Jeanette Ortiz, 42, won’t have to worry much longer about the extra fee for guacamole at Chipotle. Ms. Ortiz, a former Chipotle general manager was found to have been wronged by her former employer—so much so that a Fresno jury awarded her almost $8 million in damages.
Ms. Ortiz, a mother of nine, was accused in January 2015, of stealing $626 from a safe at a Chipotle in Fresno, CA, where she worked. Upper management informed her that they had video evidence from late December, 2014, of her opening the safe, fanning out the money, looking over her shoulder, and taking the money. Ms. Ortiz had worked for the company for almost 14 years, and in that time the company had supported her during four maternity leaves and four medical leaves. Chipotle’s attorney, Robert Hinckley, said that Ms. Ortiz was reportedly under financial stress, which, he felt was the motivating factor for her actions.
The jurors felt differently. Ms. Ortiz’s attorneys pointed out several flaws with Chipotle’s case. First, when Ms. Ortiz asked to see the security footage that upper management cited in her termination, they informed her she could not because it had been destroyed. What is more, during the trial, evidence came out that showed other text messages and notes citing reasons for Ms. Ortiz’s termination had also been lost.
Another wrinkle in the case was the matter of timing. Ms. Ortiz filed a worker’s compensation claim in December, 2014, for carpal tunnel in her wrists, which, she alleged in her complaint, was brought on by her work. When Ms. Ortiz told her supervisor Janella Schrader (a co-defendant in the case) about her injury, Ms. Schrader was displeased. According to Ms. Ortiz’s complaint, Ms. Schrader instructed Ms. Ortiz to, “minimize her injuries to the doctors so that they would recommend her to work, because her services were needed and it was a ‘clog in the pipeline’ if she could not work.” Ms. Ortiz declined to “falsely report the state of her injuries to her treating doctors,” and began medical leave on January 18, 2015. Five days into Ms. Ortiz’s medical leave, she was notified that her employment was terminated because of the apparent theft.
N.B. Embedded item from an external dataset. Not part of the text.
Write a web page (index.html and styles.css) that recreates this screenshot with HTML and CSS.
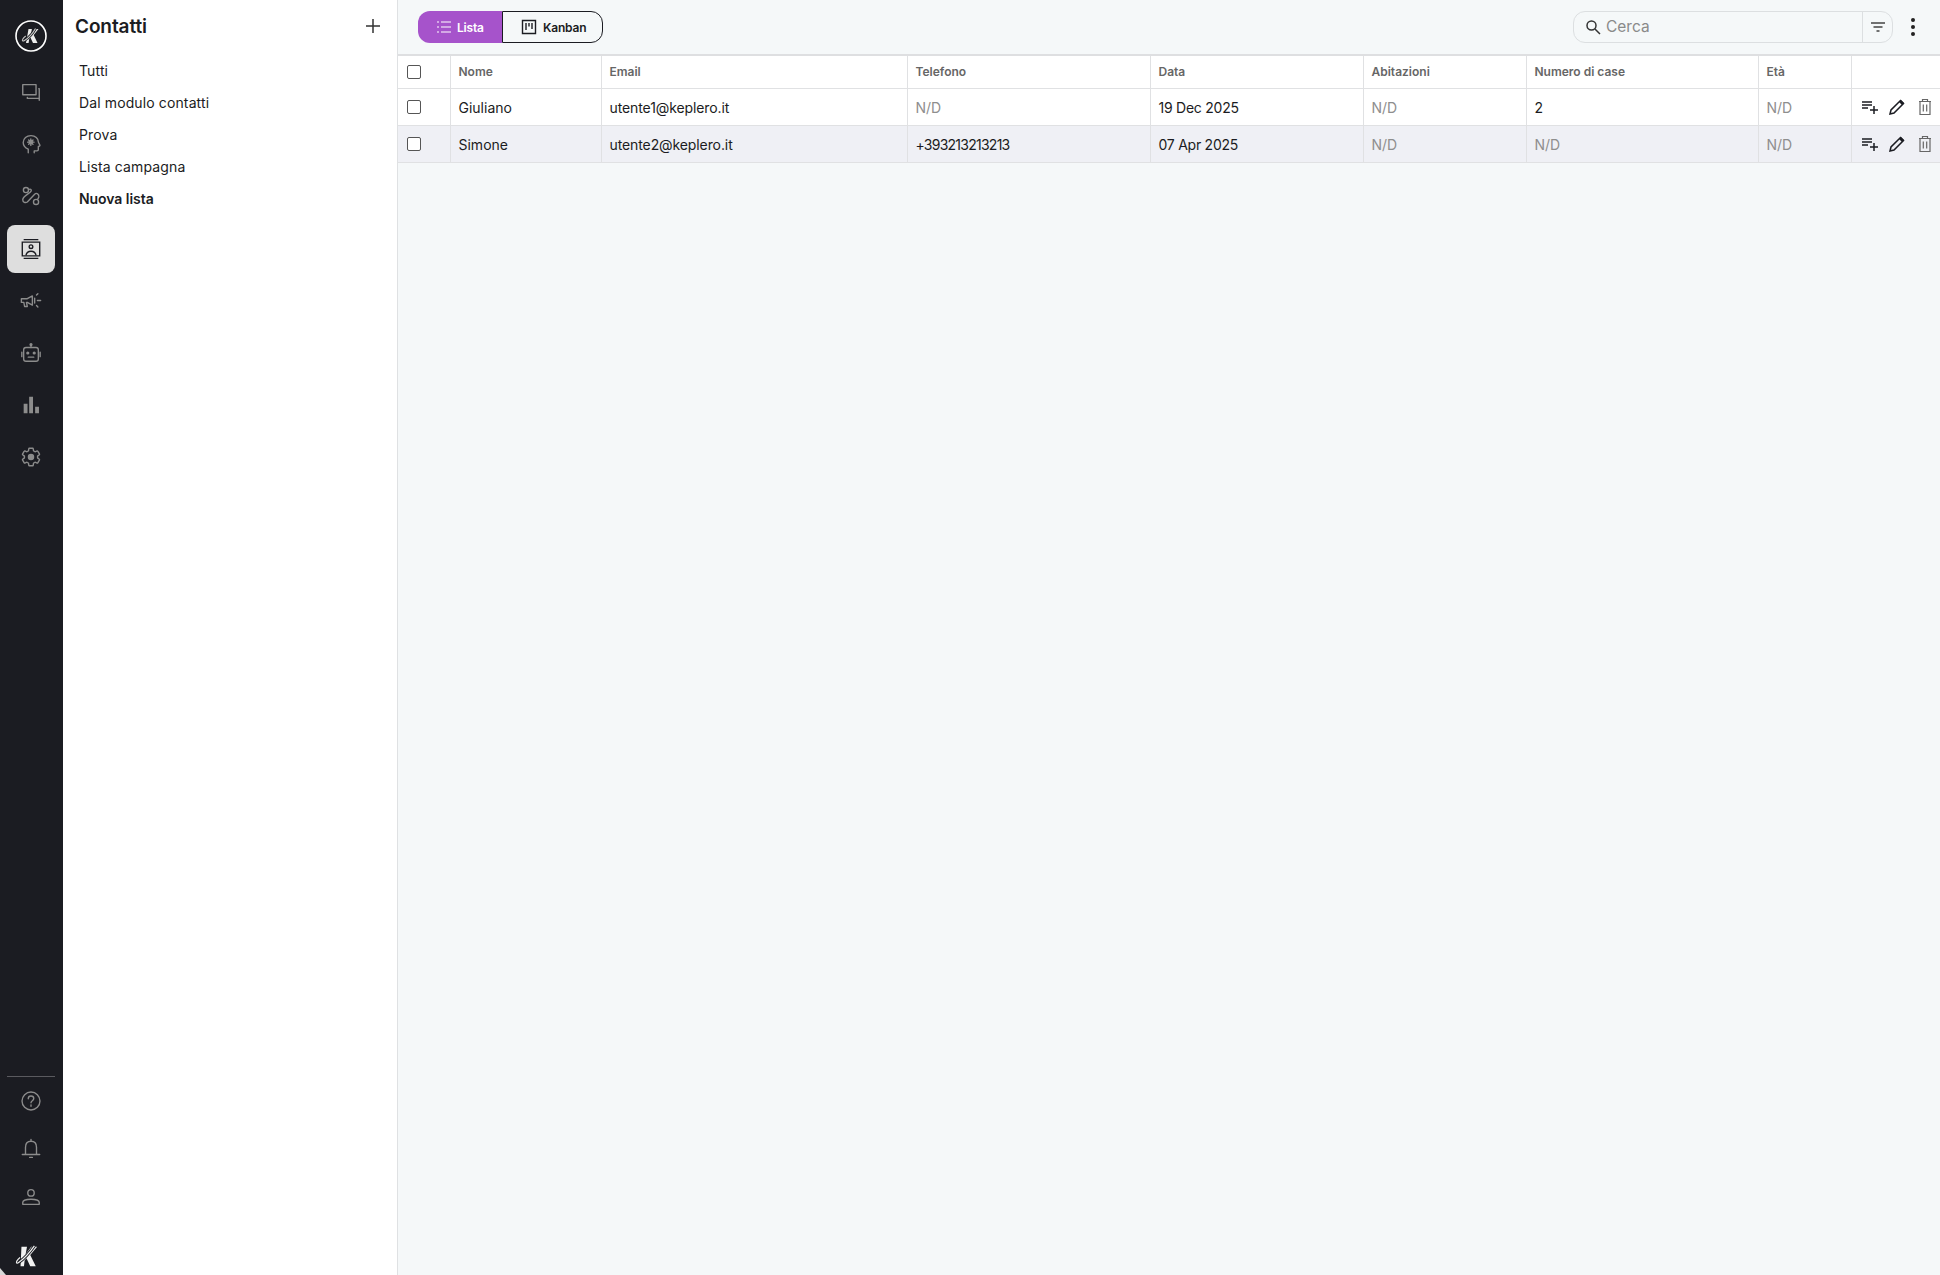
FILE: index.html
```html
<!DOCTYPE html>
<html lang="it">
<head>
<meta charset="utf-8">
<title>Contatti</title>
<link rel="stylesheet" href="styles.css">
</head>
<body>
<div class="app">
  <aside class="rail">
    <div class="brand">
      <svg class="brand-mark" viewBox="0 0 32 32" width="32" height="32">
        <circle cx="16" cy="16" r="15" fill="none" stroke="#fff" stroke-width="1.600"/>
        <path d="M13.500 9h3.400l-1 5.500L20 9h3.500l-4.800 6 3.800 8H18l-2.600-5.400-1.200 1.400-.6 4h-2.600z" fill="#ededed"/>
        <path d="M20.500 8.500c-2.500 4.500-7 9.500-11 12-1.800 1.100-2.600.2-1.800-1.300.6-1.200 1.600-2.200 3-3.200" fill="none" stroke="#1b1c22" stroke-width="2.600"/>
        <path d="M20.500 8.500c-2.500 4.500-7 9.500-11 12-1.800 1.100-2.600.2-1.800-1.300.6-1.200 1.600-2.200 3-3.200" fill="none" stroke="#c8c8c8" stroke-width="1.100"/>
      </svg>
    </div>
    <nav class="rail-nav">
      <a class="rail-btn"><svg viewBox="0 0 24 24" class="ic"><path d="M3 4h14.500v11H3zM20.500 8.500H21v12.500M21 19H8v-1"/></svg></a>
      <a class="rail-btn"><svg viewBox="0 0 24 24" class="ic"><path d="M9 21.500v-3.800C6 16.200 3.500 13.500 3.500 10.300 3.500 5.800 7.300 2.800 12 2.800c4.800 0 8 3.200 8 6.700 0 1 1.800 3.500 1.800 4.200 0 .5-1.800 1-1.800 1V18c0 .8-.7 1.500-1.500 1.500H15.500v2"/><circle cx="11.800" cy="10" r="1.800" fill="#8c8c8c"/><path d="M11.800 6.500v1M11.800 12.500v1M8.300 10h1M14.300 10h1M9.400 7.600l.6.600M13.600 11.800l.6.600M14.200 7.600l-.6.600M10 11.800l-.6.600"/></svg></a>
      <a class="rail-btn"><svg viewBox="0 0 24 24" class="ic"><circle cx="6.500" cy="5.500" r="2.800"/><circle cx="17.500" cy="18.500" r="2.800"/><path d="M9.300 5c2-1 3.200-.3 3 1.200-.4 3-9.300 5.300-9.300 9.800 0 3 3 3.800 5 2.500l8-8.500c2-2 5 0 4.500 3-.2 1-.5 1.500-1 2"/></svg></a>
      <a class="rail-btn is-active"><svg viewBox="0 0 24 24" class="ic ic-dark"><path d="M4 1.800h16M4 22.200h16M2.500 4.500h19v15h-19z"/><circle cx="12" cy="9.500" r="2"/><path d="M6.500 19c.5-3 2.700-4.500 5.500-4.500s5 1.500 5.500 4.500"/></svg></a>
      <a class="rail-btn"><svg viewBox="0 0 24 24" class="ic"><path d="M1.500 9.500h6.500l5.500-3v10l-5.500-3H7l1 4.500H5l-.8-4.500H1.500zM16 8.800v5.500M18 5.500l1.500-1.500M19 11.500h3.500M18 17l1.500 1.500"/></svg></a>
      <a class="rail-btn"><svg viewBox="0 0 24 24" class="ic"><rect x="4" y="6" width="16" height="15" rx="2.500"/><path d="M12 6V3.500M2 11v5M22 11v5M9 16.500h6"/><circle cx="12" cy="2.800" r="1" fill="#8c8c8c"/><circle cx="8.500" cy="12" r="1" fill="#8c8c8c"/><circle cx="15.500" cy="12" r="1" fill="#8c8c8c"/></svg></a>
      <a class="rail-btn"><svg viewBox="0 0 24 24" class="ic"><path class="solid" d="M4 10.500h4.200V21H4zM10 3h4.200v18H10zM16.500 14h4.200v7h-4.200z"/></svg></a>
      <a class="rail-btn"><svg viewBox="0 0 24 24" class="ic"><path d="M19.140 12.940c.04-.3.06-.61.06-.94 0-.32-.02-.64-.07-.94l2.030-1.580c.18-.14.23-.41.12-.61l-1.920-3.320c-.12-.22-.37-.29-.59-.22l-2.390.96c-.5-.38-1.030-.7-1.620-.94l-.36-2.540c-.04-.24-.24-.41-.48-.41h-3.840c-.24 0-.43.17-.47.41l-.36 2.540c-.59.24-1.130.57-1.620.94l-2.390-.96c-.22-.08-.47 0-.59.22L2.740 8.870c-.12.21-.08.47.12.61l2.030 1.580c-.05.3-.09.63-.09.94s.02.64.07.94l-2.030 1.580c-.18.14-.23.41-.12.61l1.920 3.320c.12.22.37.29.59.22l2.390-.96c.5.38 1.030.7 1.620.94l.36 2.540c.05.24.24.41.48.41h3.840c.24 0 .44-.17.47-.41l.36-2.540c.59-.24 1.130-.56 1.620-.94l2.390.96c.22.08.47 0 .59-.22l1.920-3.320c.12-.22.07-.47-.12-.61l-2.010-1.580z"/><circle cx="12" cy="12" r="2.800" fill="#8c8c8c"/></svg></a>
    </nav>
    <div class="rail-foot">
      <a class="foot-btn"><svg viewBox="0 0 24 24" class="ic"><circle cx="12" cy="12" r="9.800"/><path d="M9 9.500c0-2 1.400-3 3-3s3 1 3 2.800c0 2.400-3 2.400-3 4.700M12 16.200v1.500"/></svg></a>
      <a class="foot-btn"><svg viewBox="0 0 24 24" class="ic"><path d="M12 1.500v2M6 18V10c0-3.800 2.200-6.500 6-6.500s6 2.700 6 6.500v8M2.500 18h19M10.500 21.200h3"/></svg></a>
      <a class="foot-btn"><svg viewBox="0 0 24 24" class="ic"><circle cx="12" cy="7.500" r="3.500"/><path d="M3 20v-2c0-2 4-3.500 9-3.500s9 1.500 9 3.500v2z"/></svg></a>
      <div class="foot-logo">
        <svg viewBox="0 0 26 26" width="24" height="24">
          <path d="M7 3h6l-1.500 8 6-8H24l-7.500 9 6 12h-6l-4-8.500-2 2-.8 6.500H6z" fill="#f2f2f2"/>
          <path d="M21 2C16 9 10 16 4 20c-2 1.400-3 .5-2-1.500.8-1.500 2-3 3.500-4" fill="none" stroke="#1b1c22" stroke-width="3.400"/>
          <path d="M21 2C16 9 10 16 4 20c-2 1.400-3 .5-2-1.500.8-1.500 2-3 3.500-4" fill="none" stroke="#f2f2f2" stroke-width="1.300"/>
        </svg>
      </div>
    </div>
  </aside>

  <section class="panel">
    <header class="panel-head">
      <h1>Contatti</h1>
      <svg viewBox="0 0 16 16" width="16" height="16" class="plus"><path d="M8 1v14M1 8h14"/></svg>
    </header>
    <ul class="lists">
      <li>Tutti</li>
      <li>Dal modulo contatti</li>
      <li>Prova</li>
      <li>Lista campagna</li>
      <li class="is-strong">Nuova lista</li>
    </ul>
  </section>

  <main class="main">
    <div class="toolbar">
      <div class="switch">
        <button class="seg seg-on">
          <svg viewBox="0 0 16 16" width="16" height="16" class="seg-ic"><path d="M1 3h2M5 3h10M1 8h2M5 8h10M1 13h2M5 13h10"/></svg>Lista
        </button>
        <button class="seg seg-off">
          <svg viewBox="0 0 16 16" width="16" height="16" class="seg-ic"><path d="M1.500 1.500h13v13h-13zM5 4v7M8 4v3.500M11 4v6"/></svg>Kanban
        </button>
      </div>
      <div class="tools">
        <div class="search">
          <svg viewBox="0 0 16 16" width="16" height="16" class="search-ic"><circle cx="6.500" cy="6.500" r="4.500"/><path d="M10 10l5 5"/></svg>
          <span class="search-text">Cerca</span>
          <span class="filter"><svg viewBox="0 0 16 12" width="16" height="12" class="filter-ic"><path d="M1 2h14M3.500 6h9M6.500 10h3"/></svg></span>
        </div>
        <svg viewBox="0 0 6 20" width="6" height="20" class="more"><circle cx="3" cy="3" r="2"/><circle cx="3" cy="10" r="2"/><circle cx="3" cy="17" r="2"/></svg>
      </div>
    </div>
    <table class="grid">
      <colgroup>
        <col class="c-check"><col class="c-name"><col class="c-mail"><col class="c-tel"><col class="c-date"><col class="c-home"><col class="c-num"><col class="c-age"><col>
      </colgroup>
      <thead>
        <tr>
          <th><span class="box"></span></th><th>Nome</th><th>Email</th><th>Telefono</th><th>Data</th><th>Abitazioni</th><th>Numero di case</th><th>Età</th><th></th>
        </tr>
      </thead>
      <tbody>
        <tr>
          <td><span class="box"></span></td><td>Giuliano</td><td class="mail">utente1@keplero.it</td><td class="na">N/D</td><td class="date">19 Dec 2025</td><td class="na">N/D</td><td>2</td><td class="na">N/D</td>
          <td class="acts">
            <svg viewBox="0 0 18 18" class="act"><path d="M1 4h10M1 7h10M1 10h6M13 8v8M9 12h8"/></svg>
            <svg viewBox="0 0 18 18" class="act"><path d="M2 16l1-4L12.500 2.500l3 3L6 15z"/><path class="fill" d="M11 4l3 3 2-2-3-3z"/></svg>
            <svg viewBox="0 0 18 18" class="act act-del"><path d="M3 3.500h12M6.500 3.500V1.500h5v2M4 3.500h10V16.500H4zM7.300 6.500v7M10.700 6.500v7"/></svg>
          </td>
        </tr>
        <tr class="alt">
          <td><span class="box"></span></td><td>Simone</td><td class="mail">utente2@keplero.it</td><td class="phone">+393213213213</td><td class="date">07 Apr 2025</td><td class="na">N/D</td><td class="na">N/D</td><td class="na">N/D</td>
          <td class="acts">
            <svg viewBox="0 0 18 18" class="act"><path d="M1 4h10M1 7h10M1 10h6M13 8v8M9 12h8"/></svg>
            <svg viewBox="0 0 18 18" class="act"><path d="M2 16l1-4L12.500 2.500l3 3L6 15z"/><path class="fill" d="M11 4l3 3 2-2-3-3z"/></svg>
            <svg viewBox="0 0 18 18" class="act act-del"><path d="M3 3.500h12M6.500 3.500V1.500h5v2M4 3.500h10V16.500H4zM7.300 6.500v7M10.700 6.500v7"/></svg>
          </td>
        </tr>
      </tbody>
    </table>
  </main>
</div>
</body>
</html>
```

FILE: styles.css
```css
* { box-sizing: border-box; }
html, body { margin: 0; height: 100%; }
body {
  font-family: "Inter", "Noto Sans", sans-serif;
  color: #1b1c22;
  background: #f5f8f9;
  overflow: hidden;
}
.app { display: flex; height: 1275px; }

/* Left rail */
.rail {
  position: relative;
  width: 63px;
  flex: none;
  background: #1b1c22;
  display: flex;
  flex-direction: column;
  padding: 0 8px 0 7px;
}
.rail::after {
  content: "";
  position: absolute;
  left: 0;
  bottom: 0;
  width: 6px;
  height: 7px;
  background: #d8d8d8;
  clip-path: polygon(0 0, 100% 100%, 0 100%);
}
.brand { display: flex; justify-content: center; padding: 20px 0 16px; }
.brand-mark { display: block; }
.rail-nav { display: flex; flex-direction: column; gap: 4.2px; }
.rail-btn {
  height: 48px;
  display: flex;
  align-items: center;
  justify-content: center;
  border-radius: 8px;
}
.rail-btn.is-active { background: #dedede; }
.ic {
  width: 22px;
  height: 22px;
  fill: none;
  stroke: #8c8c8c;
  stroke-width: 1.500;
  stroke-linejoin: round;
  stroke-linecap: round;
}
.ic-dark { width: 22px; height: 22px; stroke: #1b1c22; stroke-width: 1.500; stroke-linecap: butt; stroke-linejoin: miter; }
.ic .solid { fill: #8c8c8c; stroke: none; }
.rail-foot {
  margin-top: auto;
  border-top: 1px solid #5a5a5f;
  display: flex;
  flex-direction: column;
}
.foot-btn {
  height: 48px;
  display: flex;
  align-items: center;
  justify-content: center;
}
.foot-logo {
  height: 54px;
  display: flex;
  align-items: flex-end;
  justify-content: center;
  padding-bottom: 7px;
}
.foot-logo svg { display: block; margin-left: -8px; }

/* Lists panel */
.panel {
  width: 335px;
  flex: none;
  background: #fff;
  border-right: 1px solid #dfe1e3;
  padding: 0 12px;
}
.panel-head {
  height: 54px;
  display: flex;
  align-items: center;
  justify-content: space-between;
  padding-bottom: 2px;
}
.panel-head h1 { margin: 0; font-size: 19px; font-weight: 600; letter-spacing: -.1px; }
.plus { fill: none; stroke: #333; stroke-width: 1.500; margin-right: 4px; }
.lists { list-style: none; margin: 1px 0 0; padding: 0 0 0 4px; }
.lists li { height: 32px; line-height: 32px; font-size: 14px; letter-spacing: .12px; color: #1b1c22; }
.lists li.is-strong { font-weight: 600; letter-spacing: -.05px; }

/* Main area */
.main { flex: 1; min-width: 0; }
.toolbar {
  height: 54px;
  display: flex;
  justify-content: space-between;
  align-items: flex-start;
  padding: 11px 20px 0 20px;
}
.switch { display: flex; }
.seg {
  height: 32px;
  display: flex;
  align-items: center;
  font: 600 12px "Inter", sans-serif;
  letter-spacing: -.2px;
  padding: 0;
  cursor: pointer;
}
.seg-on {
  width: 84px;
  background: #a653cb;
  color: #fff;
  border: 0;
  border-radius: 12px 0 0 12px;
  padding-left: 18px;
  gap: 5px;
}
.seg-off {
  width: 101px;
  background: transparent;
  color: #1b1c22;
  border: 1px solid #1b1c22;
  border-radius: 0 12px 12px 0;
  padding-left: 18px;
  gap: 6px;
}
.seg-ic { fill: none; stroke: currentColor; stroke-width: 1.400; flex: none; }
.seg-on .seg-ic { stroke-width: 1.200; }
.tools { display: flex; align-items: center; gap: 17px; height: 32px; }
.search {
  width: 320px;
  height: 32px;
  border: 1px solid #dcdfe1;
  border-radius: 12px;
  display: flex;
  align-items: center;
  padding-left: 11px;
}
.search-ic { fill: none; stroke: #333; stroke-width: 1.500; flex: none; }
.search-text { flex: 1; margin-left: 5px; padding-bottom: 2px; font-size: 15.500px; color: #8a8a8a; }
.filter {
  width: 30px;
  height: 100%;
  border-left: 1px solid #dcdfe1;
  display: flex;
  align-items: center;
  justify-content: center;
}
.filter-ic { fill: none; stroke: #444; stroke-width: 1.300; }
.more { fill: #222; margin-right: 4px; }

/* Table */
.grid {
  width: 1542px;
  table-layout: fixed;
  border-collapse: collapse;
  border-top: 2px solid #dedfe1;
}
.c-check { width: 52px; }
.c-name { width: 151px; }
.c-mail { width: 306px; }
.c-tel { width: 243px; }
.c-date { width: 213px; }
.c-home { width: 163px; }
.c-num { width: 232px; }
.c-age { width: 93px; }
.grid th, .grid td {
  padding: 0 8px;
  text-align: left;
  border: 1px solid #e0e1e3;
  border-top: 0;
  white-space: nowrap;
}
.grid th:first-child, .grid td:first-child { border-left: 0; padding-left: 9px; }
.grid th:last-child, .grid td:last-child { border-right: 0; }
.grid th { height: 33px; background: #fff; font-size: 12px; font-weight: 600; color: #666; }
.grid td { height: 37px; padding-top: 1px; background: #fff; font-size: 14px; color: #1b1c22; }
.grid tr.alt td { background: #eff0f5; }
.grid td.na { color: #8e8e8e; }
.grid td.mail { letter-spacing: -.1px; }
.grid td.date { letter-spacing: -.25px; }
.grid td.phone { letter-spacing: -.75px; }
.box {
  display: block;
  width: 14px;
  height: 14px;
  background: #fff;
  border: 1px solid #555;
  border-radius: 2px;
}
.grid td:first-child { padding-top: 0; }
.grid td.acts { padding: 0 0 0 9px; font-size: 0; }
.act {
  width: 18px;
  height: 18px;
  fill: none;
  stroke: #1b1c22;
  stroke-width: 1.500;
  margin-right: 9.500px;
  vertical-align: middle;
}
.act .fill { fill: #1b1c22; stroke: none; }
.act-del { stroke: #666; stroke-width: 1.200; margin-right: 0; }
```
After filing the initial civil complaint, Chipotle offered $1,000 to settle, according to the Fresno Bee. Ms. Ortiz declined the settlement and she now has won almost $8 million between lost earnings, mental suffering, and other damages.
So what is the take away from this case? For starters, encouraging employees to lie about their injuries to return to work—or engaging in any other method of benefits interference—is a big no-no. While allowing employees to take medical leaves may seem like a “pain,” it is required in certain instances. Accidents and injuries happen. Companies that work with their employees to ensure they recover will have more loyal and happier (and healthier) workers.
This case is also a good reminder to preserve evidence. It came out in trial that texts and notes regarding Ms. Ortiz’s termination had been destroyed. Even if this evidence had been destroyed innocently, it does not play very sympathetically to a jury.
Less obviously, this case is an important lesson to employers to make sure you have sound policies regarding investigations and terminations. One of Ms. Ortiz’s attorneys told the Fresno Bee that jurors told him after the trial that, “they didn’t like the fact that Chipotle didn’t have a corporate policy on how to conduct investigations or retain video evidence.” He also said that Chipotle’s treatment of their employee bothered them.
Does your company have a concrete policy when it comes to investigations and video surveillance? If not, this might be a good time to start thinking about implementing a policy.